African Art Chronology Part 1.
(adapted from Encyclopedia Britanica)
African art constitutes one of the most diverse legacies on earth. Though many casual observers tend to generalize "traditional" African art, the continent is full of peoples, societies, and civilizations, each with a unique visual special culture. The definition also includes the art of the African Diasporas, such as the art of African Americans. Despite this diversity, there are some unifying artistic themes when considering the totality of the visual culture from the continent of Africa. Knowledge of the history of visual arts in Africa is very fragmentary. The earliest-known sculptures are the pottery heads and figures of the Nok culture of Nigeria (500 BC to AD 200). This also provides the earliest evidence for ironworking in sub-Saharan Africa, where the Iron Age directly follows the Stone Ages. The earliest evidence for the use of copper and its alloys comes from the Igbo village of Igbo-Ukwu, also in Nigeria, where sites of the 9th century AD have revealed cast bronze regalia among other works of art. These bear no relationship in style either to the famous brass castings of the Yoruba city of Ife (11th-15th century) or to those of Benin (15th-19th century), both in Nigeria. Other examples of antique pottery sculpture include the heads from Lydenburg in South Africa dated to about AD 500. Sculptures in stone are known from Sierra Leone, probably the work of Sherbro carvers and datable to no later than the 16th century, and from the Kongo peoples of the area near the mouth of the Congo river.

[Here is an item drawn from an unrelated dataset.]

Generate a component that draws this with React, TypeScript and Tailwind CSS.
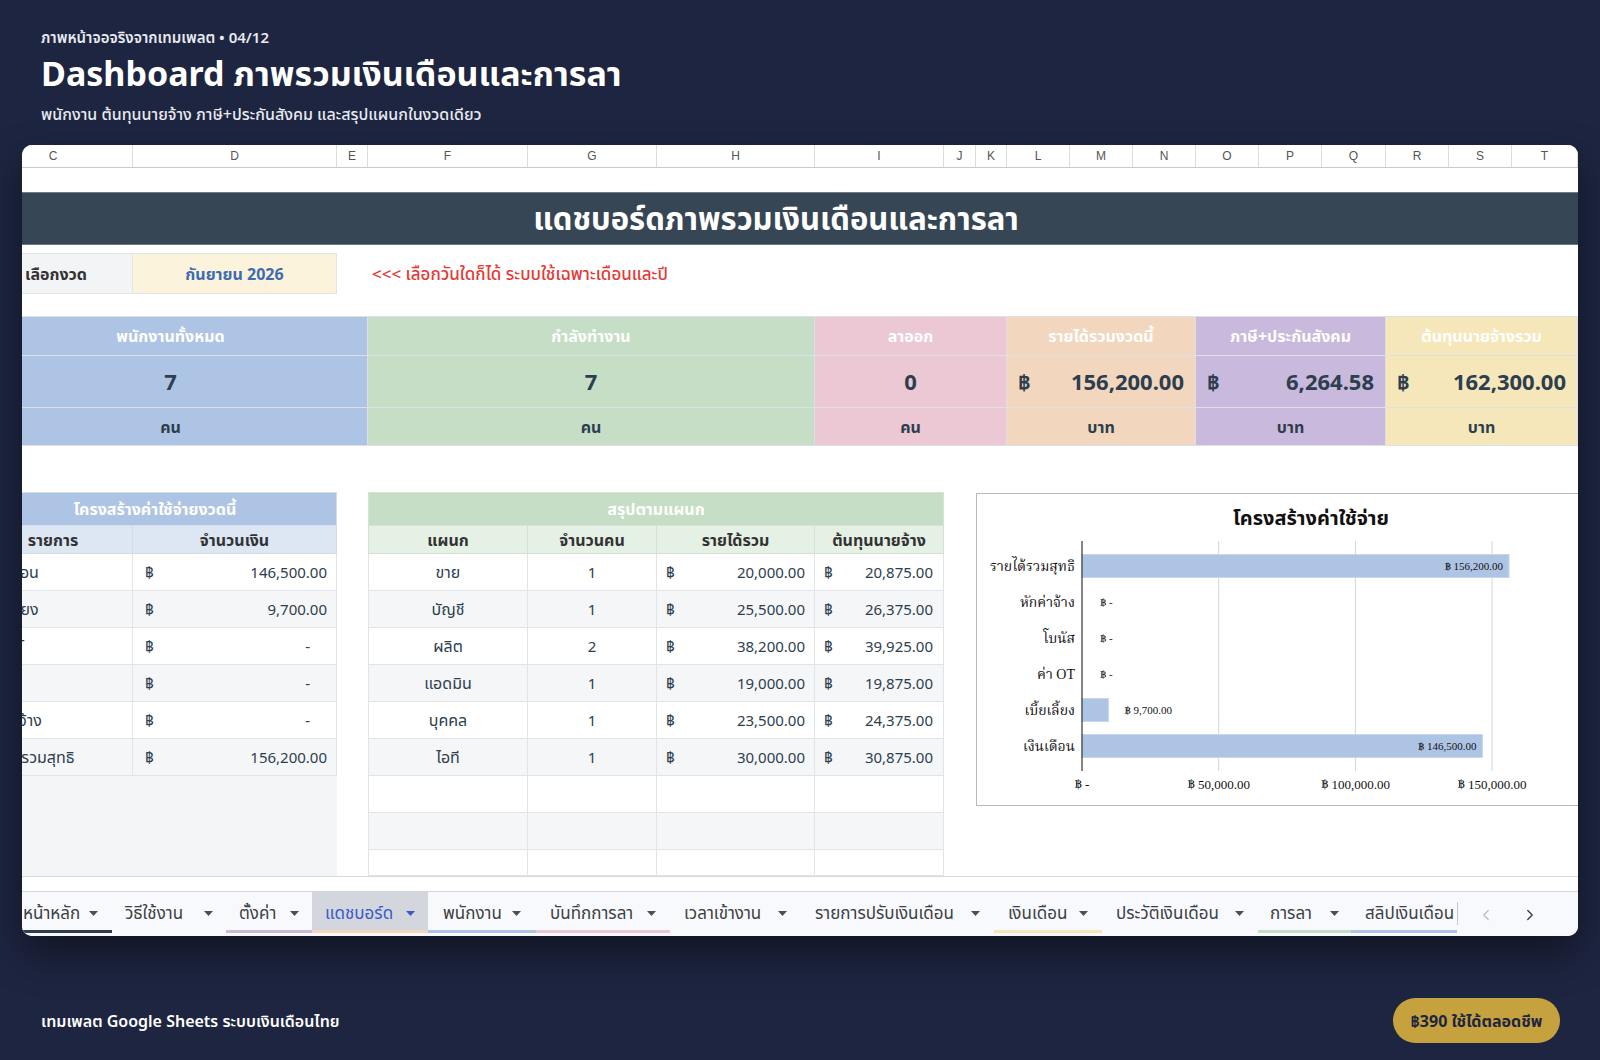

In the 16th century, ivory was being carved with extraordinary skill at Benin and by the Sherbro of Sierra Leone. The earliest-known sculptures in wood may be certain portrait statues of kings of the Kuba, central Zaire, thought to date from the 17th century. Some of the finest sculptures in wood date, however, only from the 1920s: for example, the works of Yoruba masters such as Olowe of Ise (d. 1939) and Areogun of Osi-Ilorin (c. 1880-1954). The earliest-known textiles in sub-Saharan Africa are the bast fibre fragments from Igbo-Ukwu (9th century AD) and the cotton and woolen cloths found in the Tellem caves of the Bandiagara region of Mali (11th century and earlier). None of these artistic manifestations represents a beginning of any kind: each appears as fully developed in style.